Mr Fletcher said it was important for ANCAP to continue its work in ensuring Australian consumers are informed about vehicle safety.

“While safety standards have improved over the past 20 years, our support for ANCAP will keep ensuring Australians get the right information about their vehicle’s safety before purchase and independent testing of vehicles will continue to provide consumers with that information.”

ANCAP chief executive James Goodwin said the extension of funding would help the vehicle safety watchdog to expand the range of tests it already conducts.

“Continued emphasis to elevate the safety of new vehicles – as well as to reduce the overall age of the nation’s registered vehicle fleet – are critical to reducing the number of deaths and injuries caused by serious crashes,” he said.

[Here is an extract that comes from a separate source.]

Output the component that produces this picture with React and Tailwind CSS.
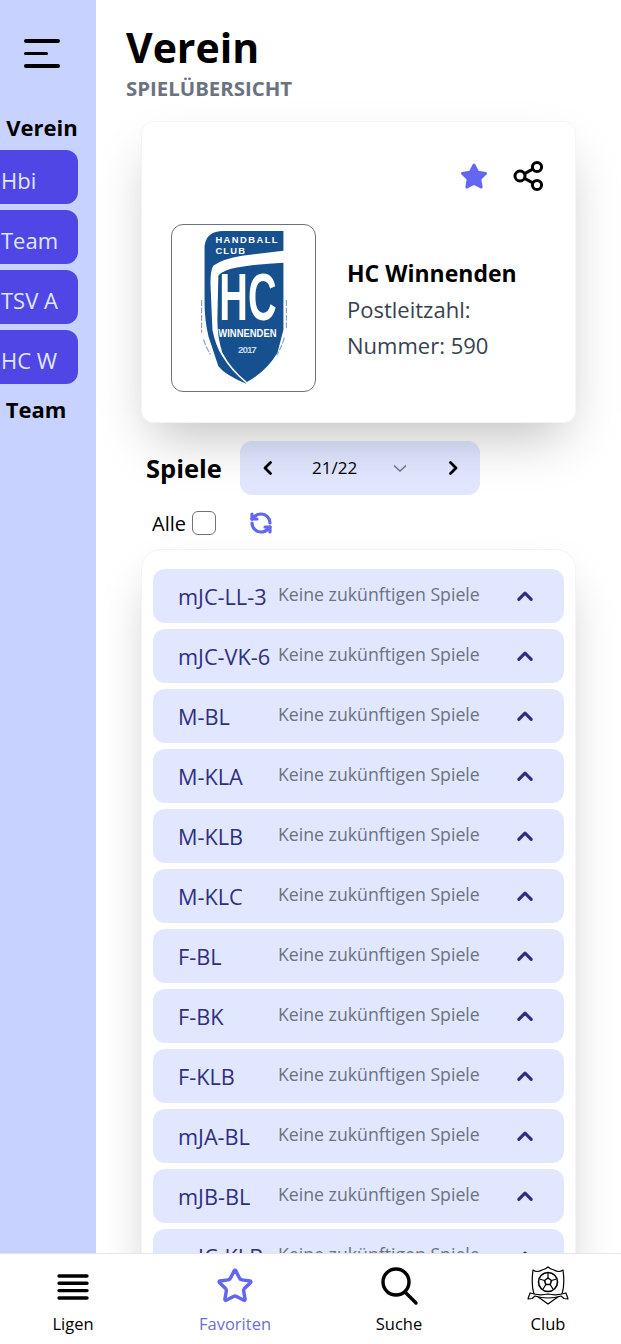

“All Australian road users will see the benefits of this contribution, with the new funding commitment announced today enabling ANCAP to further broaden its range of tests, and expand its advocacy and community education activities.”

ANCAP introduced tougher standards for Australian-market vehicles that took effect on January 1 this year, bringing its testing protocols and scoring systems into line with that of Euro NCAP.

Its previous scoring system – a best of 37 points tally – was dropped in favour of the Euro NCAP model of four pillars of safety performance, including adult occupant protection, child occupant protection, pedestrian protection and safety assist system assessment.

Any car assessed under the new system needs to pass minimum requirements before it can be considered for the next pillar.

ANCAP was established in 1992 as only the second new car assessment program in the world and it was the first such organisation to introduce a frontal offset test, back in 1993.